• [WORK TO BE COMPLETED]:
Please find all lines in the data that hold the string "screenshot" and copy them.
====== DATA TO PROCESS ======
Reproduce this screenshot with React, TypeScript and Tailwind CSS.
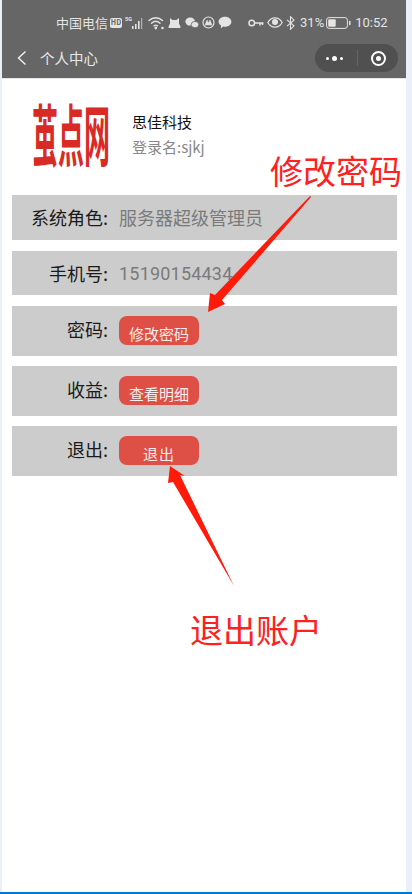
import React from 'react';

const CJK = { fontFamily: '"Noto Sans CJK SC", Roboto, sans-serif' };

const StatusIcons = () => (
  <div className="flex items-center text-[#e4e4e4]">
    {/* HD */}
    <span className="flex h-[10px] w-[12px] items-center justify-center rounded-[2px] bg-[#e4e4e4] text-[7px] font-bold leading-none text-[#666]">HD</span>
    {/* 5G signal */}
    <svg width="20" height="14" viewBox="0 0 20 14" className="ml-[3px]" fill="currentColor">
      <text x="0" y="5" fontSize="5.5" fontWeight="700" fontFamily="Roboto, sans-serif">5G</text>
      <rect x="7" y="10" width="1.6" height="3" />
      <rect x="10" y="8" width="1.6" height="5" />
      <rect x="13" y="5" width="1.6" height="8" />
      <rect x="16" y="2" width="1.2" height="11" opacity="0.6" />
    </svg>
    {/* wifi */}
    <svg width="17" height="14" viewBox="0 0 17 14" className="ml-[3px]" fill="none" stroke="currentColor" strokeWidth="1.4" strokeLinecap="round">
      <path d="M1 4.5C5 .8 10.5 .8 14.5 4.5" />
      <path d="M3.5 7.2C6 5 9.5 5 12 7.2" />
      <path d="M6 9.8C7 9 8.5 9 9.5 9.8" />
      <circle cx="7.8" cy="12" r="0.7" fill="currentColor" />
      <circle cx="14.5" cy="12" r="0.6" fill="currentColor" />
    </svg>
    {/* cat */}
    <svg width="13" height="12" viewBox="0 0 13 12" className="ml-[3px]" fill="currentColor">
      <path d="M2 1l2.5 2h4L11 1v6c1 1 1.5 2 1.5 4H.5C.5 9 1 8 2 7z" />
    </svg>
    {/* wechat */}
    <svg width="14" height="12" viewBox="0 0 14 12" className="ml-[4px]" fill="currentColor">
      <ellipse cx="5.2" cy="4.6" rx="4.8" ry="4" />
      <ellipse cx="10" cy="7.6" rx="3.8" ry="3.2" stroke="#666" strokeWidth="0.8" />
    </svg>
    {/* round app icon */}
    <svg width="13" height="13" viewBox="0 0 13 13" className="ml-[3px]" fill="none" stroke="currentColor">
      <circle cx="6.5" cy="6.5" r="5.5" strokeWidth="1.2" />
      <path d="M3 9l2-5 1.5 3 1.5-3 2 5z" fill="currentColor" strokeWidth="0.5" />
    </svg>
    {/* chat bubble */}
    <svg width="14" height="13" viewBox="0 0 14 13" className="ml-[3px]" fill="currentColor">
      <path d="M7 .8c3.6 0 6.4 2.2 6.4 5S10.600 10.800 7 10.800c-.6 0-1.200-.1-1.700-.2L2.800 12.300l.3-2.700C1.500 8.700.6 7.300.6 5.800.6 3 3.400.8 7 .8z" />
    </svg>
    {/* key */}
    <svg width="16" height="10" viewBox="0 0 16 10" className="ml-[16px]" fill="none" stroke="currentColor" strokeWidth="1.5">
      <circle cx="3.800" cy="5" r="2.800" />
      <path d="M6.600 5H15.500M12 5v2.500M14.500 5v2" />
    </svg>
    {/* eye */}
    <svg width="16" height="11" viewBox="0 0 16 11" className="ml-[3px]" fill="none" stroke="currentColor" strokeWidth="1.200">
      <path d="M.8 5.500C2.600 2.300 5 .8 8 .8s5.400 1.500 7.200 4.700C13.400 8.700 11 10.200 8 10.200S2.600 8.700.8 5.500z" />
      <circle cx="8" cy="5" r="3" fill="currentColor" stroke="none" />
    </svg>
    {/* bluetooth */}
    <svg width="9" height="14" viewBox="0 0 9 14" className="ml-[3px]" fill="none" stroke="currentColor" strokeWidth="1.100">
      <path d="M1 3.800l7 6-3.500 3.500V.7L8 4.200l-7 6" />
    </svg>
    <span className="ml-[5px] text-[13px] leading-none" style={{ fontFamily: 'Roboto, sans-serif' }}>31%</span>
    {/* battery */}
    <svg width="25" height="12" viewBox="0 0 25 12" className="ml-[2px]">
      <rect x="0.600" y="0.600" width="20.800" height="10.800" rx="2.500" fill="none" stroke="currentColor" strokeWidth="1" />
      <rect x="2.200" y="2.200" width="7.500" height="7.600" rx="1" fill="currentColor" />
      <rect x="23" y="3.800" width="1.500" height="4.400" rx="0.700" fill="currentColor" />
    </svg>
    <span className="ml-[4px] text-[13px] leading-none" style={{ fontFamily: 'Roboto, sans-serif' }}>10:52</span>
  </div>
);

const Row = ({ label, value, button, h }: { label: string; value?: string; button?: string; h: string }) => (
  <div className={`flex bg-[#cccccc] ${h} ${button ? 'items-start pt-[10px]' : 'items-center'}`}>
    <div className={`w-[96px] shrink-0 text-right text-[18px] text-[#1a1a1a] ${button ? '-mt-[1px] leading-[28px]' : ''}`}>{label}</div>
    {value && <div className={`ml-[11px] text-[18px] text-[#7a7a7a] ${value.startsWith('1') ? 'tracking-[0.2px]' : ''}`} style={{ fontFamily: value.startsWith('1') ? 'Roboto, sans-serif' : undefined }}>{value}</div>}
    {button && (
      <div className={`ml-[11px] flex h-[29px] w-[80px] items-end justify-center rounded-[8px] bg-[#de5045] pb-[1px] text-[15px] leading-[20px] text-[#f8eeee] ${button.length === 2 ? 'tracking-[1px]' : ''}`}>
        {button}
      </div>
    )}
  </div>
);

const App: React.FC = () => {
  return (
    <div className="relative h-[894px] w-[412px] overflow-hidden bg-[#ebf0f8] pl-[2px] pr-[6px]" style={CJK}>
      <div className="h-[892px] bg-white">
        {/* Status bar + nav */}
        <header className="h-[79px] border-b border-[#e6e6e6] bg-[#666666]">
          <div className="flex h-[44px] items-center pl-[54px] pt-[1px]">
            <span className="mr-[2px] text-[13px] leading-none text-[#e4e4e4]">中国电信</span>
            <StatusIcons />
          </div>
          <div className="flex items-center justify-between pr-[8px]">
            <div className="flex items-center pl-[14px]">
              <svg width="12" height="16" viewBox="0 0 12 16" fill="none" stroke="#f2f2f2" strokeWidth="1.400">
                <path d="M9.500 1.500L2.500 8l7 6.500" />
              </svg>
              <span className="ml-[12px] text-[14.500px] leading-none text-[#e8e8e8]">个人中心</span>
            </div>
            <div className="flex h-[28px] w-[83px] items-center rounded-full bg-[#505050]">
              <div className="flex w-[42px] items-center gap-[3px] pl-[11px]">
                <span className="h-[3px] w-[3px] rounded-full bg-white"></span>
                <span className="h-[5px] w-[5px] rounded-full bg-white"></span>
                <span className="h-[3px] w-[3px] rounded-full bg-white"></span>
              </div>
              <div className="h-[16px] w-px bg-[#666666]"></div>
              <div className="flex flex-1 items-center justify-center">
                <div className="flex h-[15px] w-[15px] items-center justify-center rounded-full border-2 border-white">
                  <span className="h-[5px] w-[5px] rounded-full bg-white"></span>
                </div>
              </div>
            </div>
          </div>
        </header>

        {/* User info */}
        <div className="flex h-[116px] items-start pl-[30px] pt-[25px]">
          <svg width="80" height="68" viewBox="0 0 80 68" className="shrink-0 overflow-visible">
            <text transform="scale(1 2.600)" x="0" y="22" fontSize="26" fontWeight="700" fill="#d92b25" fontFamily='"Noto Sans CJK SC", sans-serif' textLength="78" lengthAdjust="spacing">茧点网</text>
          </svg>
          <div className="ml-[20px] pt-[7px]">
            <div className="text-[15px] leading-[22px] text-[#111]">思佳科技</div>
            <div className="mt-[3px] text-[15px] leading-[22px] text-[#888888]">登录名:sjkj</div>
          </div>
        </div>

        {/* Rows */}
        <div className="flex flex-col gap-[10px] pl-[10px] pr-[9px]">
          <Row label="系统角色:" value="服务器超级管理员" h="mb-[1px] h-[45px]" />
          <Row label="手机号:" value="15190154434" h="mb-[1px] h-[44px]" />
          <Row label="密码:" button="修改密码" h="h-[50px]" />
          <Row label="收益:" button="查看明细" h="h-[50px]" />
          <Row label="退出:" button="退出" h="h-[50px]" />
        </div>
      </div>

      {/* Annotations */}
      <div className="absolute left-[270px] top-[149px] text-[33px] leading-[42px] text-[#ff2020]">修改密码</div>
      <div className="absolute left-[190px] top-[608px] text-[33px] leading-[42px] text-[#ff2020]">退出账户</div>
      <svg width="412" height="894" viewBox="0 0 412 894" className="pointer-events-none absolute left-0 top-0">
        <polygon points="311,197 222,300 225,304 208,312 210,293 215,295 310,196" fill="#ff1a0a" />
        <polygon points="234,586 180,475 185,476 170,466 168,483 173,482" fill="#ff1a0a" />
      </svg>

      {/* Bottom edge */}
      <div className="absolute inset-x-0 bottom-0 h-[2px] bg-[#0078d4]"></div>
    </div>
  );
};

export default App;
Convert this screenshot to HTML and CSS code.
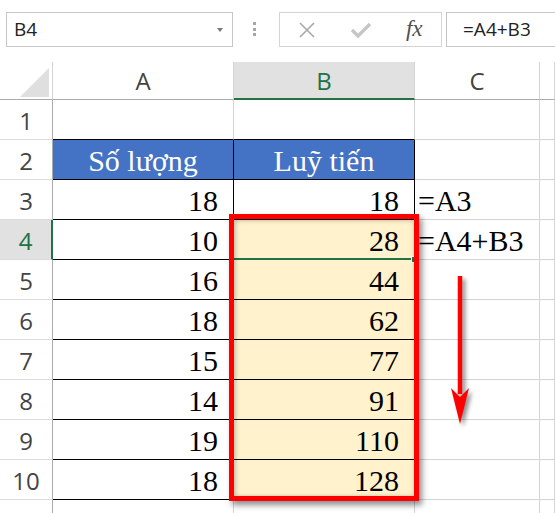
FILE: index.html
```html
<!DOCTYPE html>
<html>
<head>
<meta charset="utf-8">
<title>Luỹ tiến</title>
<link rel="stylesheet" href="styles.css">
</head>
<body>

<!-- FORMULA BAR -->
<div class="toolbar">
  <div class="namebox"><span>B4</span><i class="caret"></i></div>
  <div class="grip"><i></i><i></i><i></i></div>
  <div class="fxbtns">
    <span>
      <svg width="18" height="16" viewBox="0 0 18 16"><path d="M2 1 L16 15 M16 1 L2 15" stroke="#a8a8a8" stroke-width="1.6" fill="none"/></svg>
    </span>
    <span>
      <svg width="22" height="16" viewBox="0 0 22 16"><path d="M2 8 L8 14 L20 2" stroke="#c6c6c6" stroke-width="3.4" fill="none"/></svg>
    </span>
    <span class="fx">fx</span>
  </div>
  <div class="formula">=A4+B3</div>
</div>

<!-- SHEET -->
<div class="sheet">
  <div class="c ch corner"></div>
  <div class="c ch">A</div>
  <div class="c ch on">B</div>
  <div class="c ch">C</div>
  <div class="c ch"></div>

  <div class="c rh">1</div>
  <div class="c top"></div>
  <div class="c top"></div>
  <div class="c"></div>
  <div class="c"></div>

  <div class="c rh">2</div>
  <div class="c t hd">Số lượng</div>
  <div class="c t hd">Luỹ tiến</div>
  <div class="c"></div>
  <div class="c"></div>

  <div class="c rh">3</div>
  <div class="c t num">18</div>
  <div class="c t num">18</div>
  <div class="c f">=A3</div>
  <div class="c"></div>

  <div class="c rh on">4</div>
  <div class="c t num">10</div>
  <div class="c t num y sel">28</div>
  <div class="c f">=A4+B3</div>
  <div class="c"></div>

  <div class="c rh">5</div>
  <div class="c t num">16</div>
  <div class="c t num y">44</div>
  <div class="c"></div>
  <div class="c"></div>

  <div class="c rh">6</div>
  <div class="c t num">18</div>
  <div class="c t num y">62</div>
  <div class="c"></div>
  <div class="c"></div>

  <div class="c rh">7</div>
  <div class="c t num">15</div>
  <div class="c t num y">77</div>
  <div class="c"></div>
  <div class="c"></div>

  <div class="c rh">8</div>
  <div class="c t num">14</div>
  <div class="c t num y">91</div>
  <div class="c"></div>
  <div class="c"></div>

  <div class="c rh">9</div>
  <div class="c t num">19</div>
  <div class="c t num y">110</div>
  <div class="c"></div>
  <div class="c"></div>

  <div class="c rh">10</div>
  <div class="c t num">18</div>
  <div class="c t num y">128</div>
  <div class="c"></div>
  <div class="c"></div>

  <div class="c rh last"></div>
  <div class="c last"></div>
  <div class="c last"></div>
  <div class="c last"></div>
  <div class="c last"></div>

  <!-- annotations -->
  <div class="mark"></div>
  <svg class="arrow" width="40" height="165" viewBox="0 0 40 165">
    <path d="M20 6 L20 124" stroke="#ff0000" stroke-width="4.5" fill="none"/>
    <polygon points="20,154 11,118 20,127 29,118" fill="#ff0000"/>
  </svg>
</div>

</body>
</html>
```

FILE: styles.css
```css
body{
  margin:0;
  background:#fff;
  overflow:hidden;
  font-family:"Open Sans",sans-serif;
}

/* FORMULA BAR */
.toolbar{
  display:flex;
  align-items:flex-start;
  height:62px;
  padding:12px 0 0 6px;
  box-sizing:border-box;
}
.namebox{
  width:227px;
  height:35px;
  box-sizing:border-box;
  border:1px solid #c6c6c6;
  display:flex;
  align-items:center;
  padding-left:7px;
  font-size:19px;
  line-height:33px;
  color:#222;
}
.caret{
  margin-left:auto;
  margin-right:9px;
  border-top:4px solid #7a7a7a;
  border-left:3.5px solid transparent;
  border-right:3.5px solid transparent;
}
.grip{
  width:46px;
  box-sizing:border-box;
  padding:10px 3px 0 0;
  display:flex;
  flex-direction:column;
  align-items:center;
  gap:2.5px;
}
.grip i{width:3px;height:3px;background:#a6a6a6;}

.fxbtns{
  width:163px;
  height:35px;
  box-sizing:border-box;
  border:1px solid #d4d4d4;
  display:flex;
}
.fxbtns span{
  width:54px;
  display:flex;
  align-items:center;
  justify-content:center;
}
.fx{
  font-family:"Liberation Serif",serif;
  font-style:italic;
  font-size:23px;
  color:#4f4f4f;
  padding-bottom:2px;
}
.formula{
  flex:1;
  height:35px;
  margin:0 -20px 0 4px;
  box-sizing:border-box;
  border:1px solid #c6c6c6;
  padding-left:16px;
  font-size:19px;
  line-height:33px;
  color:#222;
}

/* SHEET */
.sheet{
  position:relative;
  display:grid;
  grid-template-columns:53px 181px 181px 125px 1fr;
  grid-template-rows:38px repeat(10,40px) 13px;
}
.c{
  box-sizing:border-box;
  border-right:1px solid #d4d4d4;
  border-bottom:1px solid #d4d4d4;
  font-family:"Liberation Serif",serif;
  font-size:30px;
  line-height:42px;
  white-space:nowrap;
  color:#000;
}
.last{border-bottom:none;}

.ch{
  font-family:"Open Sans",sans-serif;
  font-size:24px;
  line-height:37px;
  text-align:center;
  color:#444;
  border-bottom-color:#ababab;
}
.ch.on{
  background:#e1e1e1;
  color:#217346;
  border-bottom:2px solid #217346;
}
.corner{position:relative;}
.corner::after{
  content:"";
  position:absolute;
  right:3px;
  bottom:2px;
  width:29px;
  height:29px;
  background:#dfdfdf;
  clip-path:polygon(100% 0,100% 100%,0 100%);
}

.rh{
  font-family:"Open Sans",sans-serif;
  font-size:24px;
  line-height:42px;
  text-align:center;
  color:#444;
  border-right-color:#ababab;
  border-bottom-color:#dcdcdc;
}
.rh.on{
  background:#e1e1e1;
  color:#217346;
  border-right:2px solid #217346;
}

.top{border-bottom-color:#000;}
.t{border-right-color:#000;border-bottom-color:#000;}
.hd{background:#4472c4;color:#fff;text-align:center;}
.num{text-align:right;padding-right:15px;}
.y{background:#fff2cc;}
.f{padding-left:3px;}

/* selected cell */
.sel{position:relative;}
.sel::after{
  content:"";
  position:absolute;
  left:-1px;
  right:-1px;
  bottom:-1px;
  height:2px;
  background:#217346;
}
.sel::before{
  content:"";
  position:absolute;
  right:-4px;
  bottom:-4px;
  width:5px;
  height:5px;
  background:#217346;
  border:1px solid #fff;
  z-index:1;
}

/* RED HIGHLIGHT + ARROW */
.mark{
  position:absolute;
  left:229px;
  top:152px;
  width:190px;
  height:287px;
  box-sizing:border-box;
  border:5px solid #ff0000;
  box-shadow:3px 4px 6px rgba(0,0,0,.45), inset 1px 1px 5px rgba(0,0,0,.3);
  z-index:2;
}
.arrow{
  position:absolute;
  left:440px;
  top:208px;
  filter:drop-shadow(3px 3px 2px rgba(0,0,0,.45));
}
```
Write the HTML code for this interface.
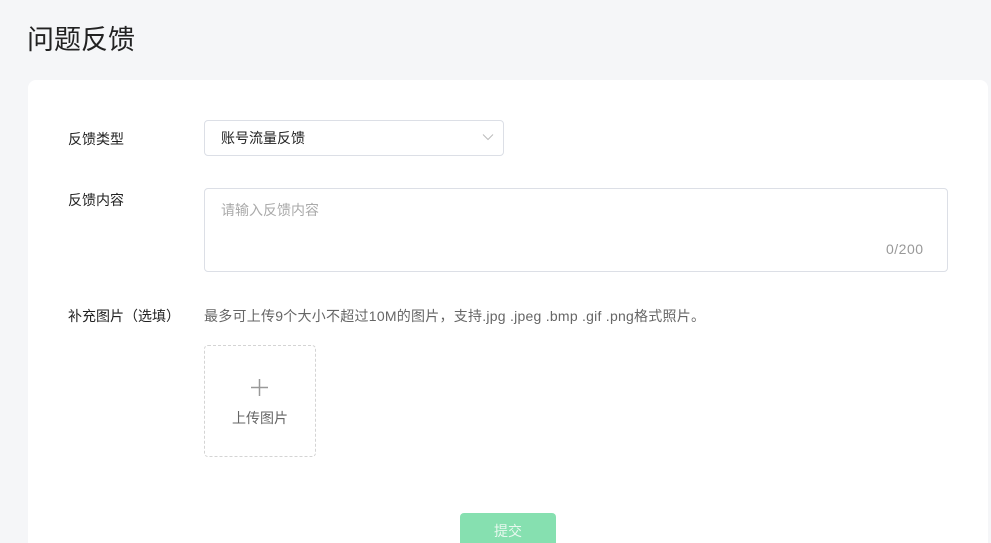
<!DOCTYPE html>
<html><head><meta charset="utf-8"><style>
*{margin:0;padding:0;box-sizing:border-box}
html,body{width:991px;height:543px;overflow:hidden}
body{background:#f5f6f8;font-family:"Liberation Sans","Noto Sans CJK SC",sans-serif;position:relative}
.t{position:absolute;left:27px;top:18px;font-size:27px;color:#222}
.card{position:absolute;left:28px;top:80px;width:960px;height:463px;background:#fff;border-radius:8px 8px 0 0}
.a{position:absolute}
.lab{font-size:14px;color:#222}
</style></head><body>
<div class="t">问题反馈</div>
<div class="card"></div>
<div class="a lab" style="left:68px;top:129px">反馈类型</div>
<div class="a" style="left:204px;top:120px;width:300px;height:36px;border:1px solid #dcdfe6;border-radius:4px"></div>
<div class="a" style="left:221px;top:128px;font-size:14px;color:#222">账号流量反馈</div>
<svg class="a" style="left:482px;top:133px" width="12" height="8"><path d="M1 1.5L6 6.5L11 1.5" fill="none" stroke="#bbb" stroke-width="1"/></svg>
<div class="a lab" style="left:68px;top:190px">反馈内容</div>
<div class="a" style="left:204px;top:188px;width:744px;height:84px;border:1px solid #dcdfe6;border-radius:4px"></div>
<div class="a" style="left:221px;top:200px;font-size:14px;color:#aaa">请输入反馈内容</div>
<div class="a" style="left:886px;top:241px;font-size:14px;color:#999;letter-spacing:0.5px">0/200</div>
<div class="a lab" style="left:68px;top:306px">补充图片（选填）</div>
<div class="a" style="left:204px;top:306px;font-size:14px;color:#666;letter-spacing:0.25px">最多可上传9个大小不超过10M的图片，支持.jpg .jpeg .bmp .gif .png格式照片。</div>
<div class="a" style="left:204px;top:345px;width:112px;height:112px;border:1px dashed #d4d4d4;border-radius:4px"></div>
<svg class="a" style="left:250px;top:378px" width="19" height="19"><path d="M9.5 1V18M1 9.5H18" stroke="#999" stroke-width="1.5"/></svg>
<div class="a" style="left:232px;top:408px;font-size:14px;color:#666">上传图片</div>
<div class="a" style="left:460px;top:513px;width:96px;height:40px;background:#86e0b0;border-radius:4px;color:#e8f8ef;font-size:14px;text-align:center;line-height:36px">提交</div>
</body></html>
======
• [TASK SOLUTION]:
Reproduce this screenshot with React, TypeScript and Tailwind CSS.
Convert this screenshot to HTML and CSS code.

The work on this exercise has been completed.